Suh reported this development to Cheung, who said it was no longer anything they should pursue. “I spoke to Meaghan [Cheung] about it and asked whether we should pursue this, and she said no,” Suh later recalled. (In response, Cheung said, “I don’t believe that I unilaterally said, ‘Stop it, we’re done, that’s enough.’ ” But Cheung’s superior, Bachenheimer, said she had no recollection of Cheung ever raising the issue with her and couldn’t imagine why Cheung didn’t have RBS send Madoff the letter.) Cheung herself was later unable to recall why she blocked the effort, but it may have reflected what had become her singleminded focus on getting Madoff to register as an investment manager. “One possible reason is that given the scarcity of resources and the difficulty of obtaining such records, it made more sense” to pursue the investment manager issue “rather than persist in an investigation which thus far had not uncovered evidence of a Ponzi scheme,” she later said–despite the fact that an enormous amount of evidence had surfaced. It may also have reflected her conviction, almost from the beginning, that the Madoff investigation wasn’t going to lead to anything.
Whatever the reason, on July 27, Suh left a message for the RBS lawyer and, according to her phone log, “told him that we decided not to pursue the request at the moment and asked him not to send the letter to Madoff unless he hears from us again.” He never did.
On August 10, 2006, Madoff agreed to register with the SEC as an investment adviser.

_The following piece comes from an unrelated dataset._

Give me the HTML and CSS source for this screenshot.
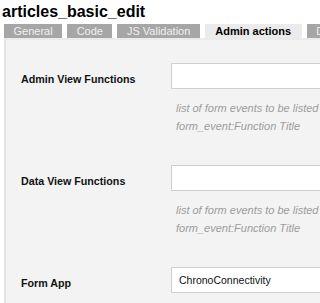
FILE: index.html
```html
<!DOCTYPE html>
<html>
<head>
<meta charset="utf-8">
<link rel="stylesheet" href="styles.css">
</head>
<body>
<div class="page">
  <h1 class="title">articles_basic_edit</h1>
  <ul class="tabs">
    <li class="tab">General</li>
    <li class="tab">Code</li>
    <li class="tab">JS Validation</li>
    <li class="tab active">Admin actions</li>
    <li class="tab">Data Access</li>
  </ul>
  <div class="panel">
    <div class="row">
      <label class="label">Admin View Functions</label>
      <div class="field">
        <input class="input" type="text" value="">
        <div class="hint">list of form events to be listed as admin functions<br>form_event:Function Title</div>
      </div>
    </div>
    <div class="row">
      <label class="label">Data View Functions</label>
      <div class="field">
        <input class="input" type="text" value="">
        <div class="hint">list of form events to be listed as data functions<br>form_event:Function Title</div>
      </div>
    </div>
    <div class="row">
      <label class="label">Form App</label>
      <div class="field">
        <input class="input value" type="text" value="ChronoConnectivity">
      </div>
    </div>
  </div>
</div>
</body>
</html>
```

FILE: styles.css
```css
html, body {
  margin: 0;
  padding: 0;
  background: #ffffff;
  overflow: hidden;
}
.page {
  width: 700px;
  font-family: "Liberation Sans", Arial, sans-serif;
}
.title {
  margin: 3px 0 3px 2px;
  font-size: 16px;
  line-height: 18px;
  font-weight: bold;
  color: #000;
}
.tabs {
  list-style: none;
  margin: 0 0 0 4px;
  padding: 0;
  display: flex;
  gap: 5px;
}
.tab {
  background: #a6a6a6;
  color: #f0f0f0;
  font-size: 11px;
  line-height: 14px;
  height: 14px;
  padding: 0 9.5px;
  white-space: nowrap;
}
.tab.active {
  background: #ebebeb;
  color: #000;
  font-weight: bold;
  padding: 0 10.5px;
}
.panel {
  margin-left: 4px;
  background: #f3f3f3;
  border-top: 2px solid #ebebeb;
  border-left: 2px solid #e4e4e4;
  padding: 23px 0 20px 15px;
}
.row {
  display: grid;
  grid-template-columns: 150px 1fr;
  margin-bottom: 30px;
}
.label {
  font-size: 10.7px;
  font-weight: bold;
  color: #111;
  line-height: 26px;
  padding-top: 3px;
}
.field {
  display: flex;
  flex-direction: column;
}
.input {
  box-sizing: border-box;
  width: 320px;
  height: 26px;
  margin: 0;
  border: 1px solid #cfcfcf;
  background: #fff;
  padding: 0 7px;
  font-family: "Liberation Sans", Arial, sans-serif;
  font-size: 10.5px;
  color: #111;
  outline: none;
}
.hint {
  margin-top: 10px;
  padding-left: 5px;
  font-size: 11px;
  line-height: 18px;
  font-style: italic;
  color: #9c9c9c;
  white-space: nowrap;
}
```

He initially hired a lawyer, Brandon Becker, to dispute the enforcement staff’s conclusion, but didn’t seriously resist. Suh didn’t pursue any other open issues from Madoff’s testimony. The letter from RBS was never sent. Madoff never produced any electronic records of options trading, as he’d promised. “I overlooked that,” Suh later admitted. “I kind of assumed we were done.” Suh may also have been preoccupied by the fact she was pregnant with her first child. She went on maternity leave soon after Madoff agreed to register.